MATTHEW POOLE (1624-1679): Shall we poor worms give laws to our supreme Lord and Governor, and oblige him always to bless and favour us, and never to afflict us?
JAMES DURHAM (1622-1658): Observe from the words: “Should it be according to thy mind?” Job 34:33. Folks would have God guiding the world according to their mind and will. There is not a more unreasonable thing to seek to take the guiding of the world out of God’s hand, and yet this is the ground of our fretting and complaining, and not submitting to God, because we get not our will. Therefore when the heart rises, say to yourselves, “Should dispensations come as you would, or as God would?”

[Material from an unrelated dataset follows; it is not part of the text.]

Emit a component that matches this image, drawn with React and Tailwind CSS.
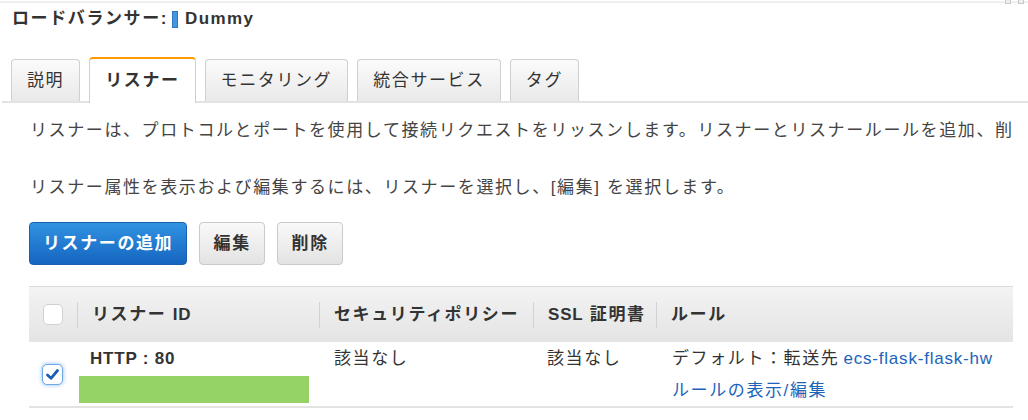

MATTHEW HENRY (1662-1714): We must bear our daily afflictions with submission to His will; We are bid to expect trouble in the flesh, something or other happens every day that grieves us, something in our relations, something in our callings, events concerning ourselves, our families, or friends, that are matters of sorrow: perhaps we have every day some bodily pain or sickness; or, some cross and disappointment in our affairs; now in these we must wait upon God. Christ requires it of all His disciples, that they take up their cross daily, Matthew 16:24…It is not enough to bear the cross, but we must take it up, we must accommodate ourselves to it, and acquiesce in the will of God in it. Not, “this is an evil, and I must bear it, because I cannot help it,” but “this is an evil, and I will bear it, because it is the will of God.”
WILLIAM JAY (1769-1853): Consider the design of affliction. Without this, you cannot discharge the duty of the condition. For what is this duty? It is not only to possess your souls with patience―it is not only to submit yourselves under the mighty hand of God―but to acquiesce in the pleasure of the Almighty. It is not to say, “This is my grief, and I must bear it;” but, “Here I am, let him do what seemeth Him good,” 2 Samuel 15:26. Nothing less is required of you, as Christians, than a willing, cheerful resignation. But this can only flow from a knowledge of Him that smiteth you. You may yield, but you cannot acquiesce, without confidence in Him.
THOMAS WATSON: What made Christ so meek in His sufferings? He did not look at Judas or Pilate, but at His Father.
WILLIAM ARNOT (1808-1875): We forbid not the consideration of instruments and secondary causes. Let them be observed―but do not stop there. Do not finish off with these dumb messengers whom the Lord sends; they are sent for the very purpose of inviting you to a conference, secret and personal, with Himself.
A. W. PINK (1886-1952): When faith is not in exercise, the heart is occupied with the things which are seen and temporal: only the creature’s hand or the creature’s treachery is viewed, and peevishness and resentment prevail; or worse still, we are tempted to entertain hard thoughts against God, and to say “the Lord has forsaken me, the Lord has forgotten me.”
THOMAS MANTON (1620-1677): The Scripture gives us ground of comfort from the Author of our afflictions, who is our Father, and never manifests the comfort of adoption so much as then when we are under chastening: “The exhortation which speaketh unto you as children,” Hebrews 12:5. And again, “The cup which my Father hath given me, shall I not drink it?” John 18:11. It is a bitter cup, but it is from a father, not from a judge or an enemy. Nothing but good can come from Him who is love and goodness itself; nothing but what is useful from a father, whose affection is not to be measured by the bitterness of the dispensation, but by His aims, what He intends.
MATTHEW HENRY: Good men, even when God frowns upon them, think well of Him.
BROWNLOW NORTH (1810-1875): Does He not love us, and does He not know what is best for us? Oh, for grace to remember, not only when His dispensations are agreeable to the flesh, but also when they are painful and flesh-crucifying, that the Lord reigneth, that the Lord is our Father, and to praise the Lord. I believe that there is nothing that honours God more, or that God more honours, than praising Him in tribulation; and few men know what a talent He commits to their charge when He gives them bitter water. When did Paul ever honour God more than when at midnight, in the inner prison, his back cut to pieces by the Roman whips, and his feet made fast in the stocks, he prayed, and sang praises unto God? And when did God ever honour Paul more than when, through the instrumentality of those prayers and praise, he brought the jailor to his feet with question, “What shall I do to be saved?”